Shape Memory Alloys (SMAs) are a relatively new band of materials that have not been utilized to their fullest potential. These materials are alloys composed essentially of Nickel, and Titanium, with possible additions of Copper, Zinc and Aluminum and can recover pre-set shapes even after deformation, by heat activation. When deformed in the low temperature, these shape memory alloys rearrange themselves into 'monoclinic' lattice structures, which give them the shape of a parallelogram. This parallelogram shape converts into more orderly 'cubic' structure upon heating. The heat that is required is supplied by any hot source - hot water, DC power supply etc.

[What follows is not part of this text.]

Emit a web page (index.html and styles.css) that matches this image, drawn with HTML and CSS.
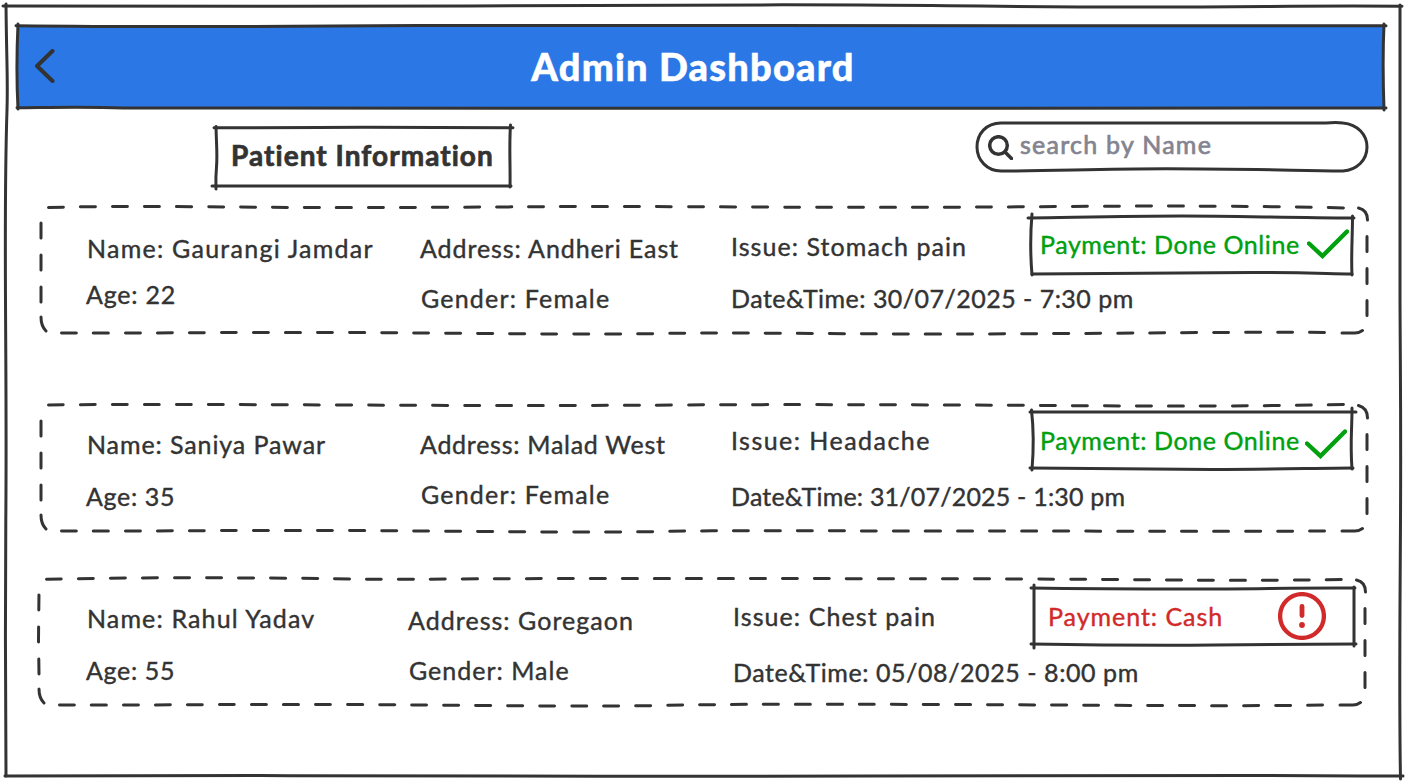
FILE: index.html
```html
<!DOCTYPE html>
<html lang="en">
<head>
<meta charset="utf-8">
<title>Admin Dashboard</title>
<link rel="stylesheet" href="styles.css">
</head>
<body>
<div class="screen">
  <svg class="sketch" viewBox="0 0 1406 782" aria-hidden="true">
    <path d="M3 6 C200 6 300 6.5 470 6 S740 4.500 860 5 S1010 7 1140 7 S1290 5.500 1402 6.200"/>
    <path d="M6 4 C6.500 60 8 80 7 110 S5 200 5.500 300 S6.500 440 5.800 520 S5.500 700 6 776"/>
    <path d="M5 776 C100 776.500 180 775 260 775.500 S400 776 600 776.300 S1150 775 1250 775.500 S1350 776 1403 776"/>
    <path d="M1400 5 C1400.500 100 1399.500 200 1400 300 S1401 420 1400.500 520 S1399 700 1400.500 779"/>
  </svg>

  <header class="topbar">
    <svg class="sketch" viewBox="0 0 1366 82" aria-hidden="true">
      <path d="M-2 -.3 C150 1.500 300 .3 400 -.5 S900 -.5 1368 -.2"/>
      <path d="M0 -2 C-1.500 30 -1.500 55 0 83"/>
      <path d="M-1 81.700 C30 81.500 70 80.500 105 82 S900 82 1368 82"/>
      <path d="M1366 -2 C1364.500 30 1365 55 1366 84"/>
    </svg>
    <svg class="back" viewBox="0 0 20 34" aria-label="Back"><path d="M17.500 2 L2 17 L17.500 32"/></svg>
    <h1 class="title">Admin Dashboard</h1>
  </header>

  <div class="toolbar">
    <div class="heading">
      <svg class="sketch" viewBox="0 0 296 59" aria-hidden="true">
        <path d="M-1 .8 C60 1 100 .2 150 .2 S250 .8 298 .8"/>
        <path d="M1 -.5 C1.500 20 2.500 28 1.500 40 S.8 55 1 62"/>
        <path d="M-3 59 C80 59.500 180 58.500 296 59"/>
        <path d="M295.500 -2 C294 20 295.500 40 295 60"/>
      </svg>
      <h2 class="heading-text">Patient Information</h2>
    </div>
    <div class="search">
      <svg class="sketch" viewBox="0 0 391 49" aria-hidden="true">
        <path d="M25 1 H350 C358 .3 362 .3 367 1 C382 2.500 391 13 391 25 C391 38 381 48 367 49 C300 48 260 46.800 190 46.800 S80 49 25 49 C11 49 1 38 1 25 S10 1 25 1Z"/>
      </svg>
      <svg class="lens" viewBox="0 0 25 25" aria-hidden="true"><circle cx="10.500" cy="10.500" r="8.800"/><path d="M17 17 L23.500 23.500"/></svg>
      <span class="placeholder">search by Name</span>
    </div>
  </div>

  <main class="patients">
    <article class="card card-first">
      <svg class="sketch" viewBox="0 0 1327 126" aria-hidden="true">
        <path class="dash" d="M8.500 .5 C60 -1 130 -.5 190 0 S300 .8 400 .3 S520 -.8 640 -.3 S830 .6 920 .2 S1150 -2.500 1308 1M1327 29.500 V111M1284.500 125.500 C1200 124.500 1050 127 900 127 S700 125 620 126.500 S420 126 300 125.500 S100 126.500 20 126M1 95 V12"/>
        <path d="M1318.500 1 Q1327.500 3 1327.500 13M1322.500 123.500 Q1319 126 1315 126 H1302M6 124 Q1 119 1 110"/>
      </svg>
      <div class="col person"><p class="name">Name: Gaurangi Jamdar</p><p class="age">Age: 22</p></div>
      <div class="col contact"><p class="address">Address: Andheri East</p><p class="gender">Gender: Female</p></div>
      <div class="visit">
        <div class="visit-top">
          <p class="issue">Issue: Stomach pain</p>
          <div class="payment paid">
            <svg class="sketch" viewBox="0 0 320 56" aria-hidden="true">
              <path d="M-4 1 C60 0 100 -1 150 -1 S250 .5 322 1"/><path d="M0 -3 C-2 20 -1.500 40 0 58"/>
              <path d="M0 57 C100 57 170 55.500 220 55.500 S290 56.500 320 57"/><path d="M320.500 -1 C320.500 20 319 40 320 58"/>
            </svg>
            <span>Payment: Done Online</span>
            <svg class="check" viewBox="0 0 42 30" aria-hidden="true"><path d="M2 14.500 L15.500 27 L40 2.500"/></svg>
          </div>
        </div>
        <p class="date">Date&amp;Time: 30/07/2025 - 7:30 pm</p>
      </div>
    </article>

    <article class="card card-second">
      <svg class="sketch" viewBox="0 0 1327 126" aria-hidden="true">
        <path class="dash" d="M8.500 0 C80 -1 180 -.5 300 0 S520 .8 640 0 S830 -.2 920 0 S1150 2.500 1308 -.5M1327 29.500 V111M1284.500 126 C1200 126.500 1050 126 900 126 S700 125 620 126.500 S420 126 300 125.500 S100 126.500 20 126M1 95 V12"/>
        <path d="M1318.500 .5 Q1327.500 3 1327.500 13M1322.500 123.500 Q1319 126 1315 126 H1302M6 124 Q1 119 1 110"/>
      </svg>
      <div class="col person"><p class="name">Name: Saniya Pawar</p><p class="age">Age: 35</p></div>
      <div class="col contact"><p class="address">Address: Malad West</p><p class="gender">Gender: Female</p></div>
      <div class="visit">
        <div class="visit-top">
          <p class="issue">Issue: Headache</p>
          <div class="payment paid">
            <svg class="sketch" viewBox="0 0 320 56" aria-hidden="true">
              <path d="M-2 0 H324"/><path d="M-.5 -2 C2 20 1.500 40 0 58"/>
              <path d="M-2 56 C60 57 120 57.500 180 57.500 S290 56 321 56"/><path d="M320 -4 C320 20 318 30 320 57"/>
            </svg>
            <span>Payment: Done Online</span>
            <svg class="check" viewBox="0 0 42 30" aria-hidden="true"><path d="M2 14.500 L15.500 27 L40 2.500"/></svg>
          </div>
        </div>
        <p class="date">Date&amp;Time: 31/07/2025 - 1:30 pm</p>
      </div>
    </article>

    <article class="card card-third">
      <svg class="sketch" viewBox="0 0 1327 126" aria-hidden="true">
        <path class="dash" d="M8.500 .3 C80 -1.500 180 -1.500 260 -.7 S320 .8 420 0 S720 -.5 920 -.2 S1150 2.500 1308 .5M1327 29.500 V111M1284.500 126 C1200 127.500 1050 126 900 125.500 S700 125 620 126.500 S420 126 300 125.500 S100 126.500 20 126M1 95 L.5 60 L1 12"/>
        <path d="M1318.500 1 Q1327.500 3 1327.500 13M1322.500 123.500 Q1319 126 1315 126 H1302M6 124 Q1 119 1 110"/>
      </svg>
      <div class="col person"><p class="name">Name: Rahul Yadav</p><p class="age">Age: 55</p></div>
      <div class="col contact"><p class="address">Address: Goregaon</p><p class="gender">Gender: Male</p></div>
      <div class="visit">
        <div class="visit-top">
          <p class="issue">Issue: Chest pain</p>
          <div class="payment due">
            <svg class="sketch" viewBox="0 0 320 56" aria-hidden="true">
              <path d="M-3 0 C60 1 100 1 160 1 S270 -.5 321 0"/><path d="M0 -3 V60"/>
              <path d="M-3 56 C60 57 120 57.500 180 57 S290 56 322 56"/><path d="M320 -1 V58"/>
            </svg>
            <span>Payment: Cash</span>
            <svg class="alert" viewBox="0 0 48 48" aria-hidden="true"><circle cx="24" cy="24" r="21.900"/><path class="bar" d="M24 14.500 V23.500"/><circle class="dot" cx="24" cy="33" r="2.900"/></svg>
          </div>
        </div>
        <p class="date">Date&amp;Time: 05/08/2025 - 8:00 pm</p>
      </div>
    </article>
  </main>
</div>
</body>
</html>
```
FILE: styles.css
```css
* { box-sizing: border-box; }
body { margin: 0; background: #fff; color: #333; font-family: Lato, "Liberation Sans", sans-serif; }
h1, h2, p { margin: 0; white-space: nowrap; }
svg { fill: none; stroke: #333; stroke-width: 3; stroke-linecap: round; stroke-linejoin: round; flex: none; }

.screen { position: relative; width: 1406px; height: 782px; overflow: hidden; padding: 26px 22px 0 18px; }
.sketch { position: absolute; inset: 0; width: 100%; height: 100%; overflow: visible; pointer-events: none; }
.dash { stroke-dasharray: 15 17; }

.topbar { position: relative; display: flex; align-items: center; justify-content: center; height: 82px; padding-bottom: 2px; background: #2b77e5; }
.topbar .sketch { width: 1366px; height: 82px; }
.back { width: 20px; height: 34px; margin-left: 17px; stroke-width: 4; }
.title { margin: 0 auto; padding-right: 53px; color: #fff; font-size: 38px; line-height: 46px; font-weight: 900; letter-spacing: 1.2px; -webkit-text-stroke: .5px #fff; }

.toolbar { display: flex; justify-content: space-between; height: 99px; padding: 14px 17px 0 197px; }
.heading { position: relative; width: 296px; height: 59px; margin-top: 5px; padding: 11px 0 0 16px; }
.heading-text { font-size: 28px; line-height: 34px; font-weight: 700; letter-spacing: 1.05px; -webkit-text-stroke: .7px #333; }
.search { position: relative; display: flex; width: 391px; height: 49px; padding: 7px 0 0 12px; }
.lens { width: 25px; height: 25px; margin-top: 6px; stroke-width: 3.500; }
.placeholder { margin-left: 7px; color: #848490; font-size: 25px; line-height: 30px; letter-spacing: 1.25px; -webkit-text-stroke: .7px #848490; }

.patients { padding-left: 22px; font-size: 25px; line-height: 30px; -webkit-text-stroke: .4px; }
.card { position: relative; display: grid; grid-template-columns: 334px 311px 1fr; width: 1327px; height: 126px; padding-left: 46px; }
.col { display: flex; flex-direction: column; }
.name { padding-left: 1px; }
.gender { padding-left: 1px; letter-spacing: 1.2px; }
.age { letter-spacing: .65px; }
.visit-top { display: flex; justify-content: space-between; height: 56px; }
.payment { position: relative; display: flex; width: 320px; height: 56px; }

.card-first .person { padding-top: 26px; gap: 16px; }
.card-first .contact { padding-top: 26px; gap: 20px; }
.card-first .visit { padding: 10px 15px 0 0; }
.card-first .name { letter-spacing: 1.25px; }
.card-first .age { letter-spacing: .78px; }
.card-first .address { letter-spacing: .91px; }
.card-first .issue { margin-top: 14px; letter-spacing: 1.07px; }
.card-first .date { margin-top: 10px; letter-spacing: .47px; }
.card-first .payment { padding-top: 12px; }

.card-second { margin-top: 72px; }
.card-second .person { padding-top: 24px; gap: 22px; }
.card-second .contact { padding-top: 24px; gap: 20px; }
.card-second .visit { padding: 7px 15px 0 0; }
.card-second .name { letter-spacing: .9px; }
.card-second .address { letter-spacing: .73px; }
.card-second .issue { margin-top: 13px; letter-spacing: 1.47px; }
.card-second .date { margin-top: 13px; letter-spacing: .2px; }
.card-second .payment { padding-top: 13px; }

.card-third { margin: 48px 0 0 -2px; padding-left: 48px; grid-template-columns: 322px 325px 1fr; }
.card-third .person { padding-top: 24px; gap: 22px; }
.card-third .contact { padding-top: 26px; gap: 20px; }
.card-third .visit { padding: 9px 11px 0 0; }
.card-third .name { letter-spacing: 1.14px; }
.card-third .address { letter-spacing: 1.04px; }
.card-third .gender { letter-spacing: 1px; }
.card-third .issue { margin-top: 13px; letter-spacing: 1.09px; }
.card-third .date { margin-top: 13px; letter-spacing: .57px; }
.card-third .payment { padding-top: 13px; }

.payment span { margin-left: 8px; white-space: nowrap; letter-spacing: .58px; }
.paid { color: #00a00f; }
.paid .check { position: absolute; left: 275px; top: 12px; width: 42px; height: 30px; stroke: #00a00f; stroke-width: 4.400; stroke-linejoin: miter; }
.card-second .check { left: 273px; top: 17px; }
.payment.due span { margin-left: 14px; letter-spacing: .96px; }
.due { color: #d12a2a; }
.alert { position: absolute; left: 244px; top: 4px; width: 48px; height: 48px; stroke: #d12a2a; stroke-width: 4.300; }
.alert .bar { stroke-width: 4.800; }
.alert .dot { fill: #d12a2a; stroke: none; }
```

In my research, the thermo-mechanical properties of shape memory alloys are studied. Certain key relationships between the characteristic physical properties of shape memory alloys like strain and temperature are determined through experiments. These experiments lead to the determination of characteristic temperatures of shape memory alloys, which are Martensite start temperature, Martensite finish temperature, Austenite start temperature, and Austenite finish temperature. Then, using these parameters, certain existing models for shape memory alloys are verified.
The knowledge obtained from the experiments and models highlighting shape memory behavior gives enough background to design one-dimensional actuators. These actuators are designed using shape memory extension and shape memory compression springs. A stroke or travel of 0.6 inch is aimed at from these actuators. Based on this, the springs are selected and the actuators are built and tested.
The motion of these actuators are modeled for both compression and expansion processes. Experiments are carried out using load cells at various displacements of the actuators, in order to determine the force outputs at various displacements. The experimental results are compared with the models. The force-deflection curves would be expected to correlate to the stress-strain curves because force is analogous to stress and displacement, to strain. These, and other observed phenomena are explained from the point of view of shape memory alloy behavior. There has not been much research dedicated towards designing linear shape memory actuators that would be able to travel both inward and outward depending on the user input from a remote control, which is basically what this research aims to do. A detailed study has also been carried out on the force-displacement relations of these actuators and correlated with the observed behavior of shape memory alloys, which again is a novel feature of this research.
The main advantage of shape memory alloys over other smart materials is that they have a very high recoverable strain and force output. These factors contribute chiefly to various potential and existing applications. These compensate for the main disadvantages associated with SMAs, which are heat loss and high power requirements.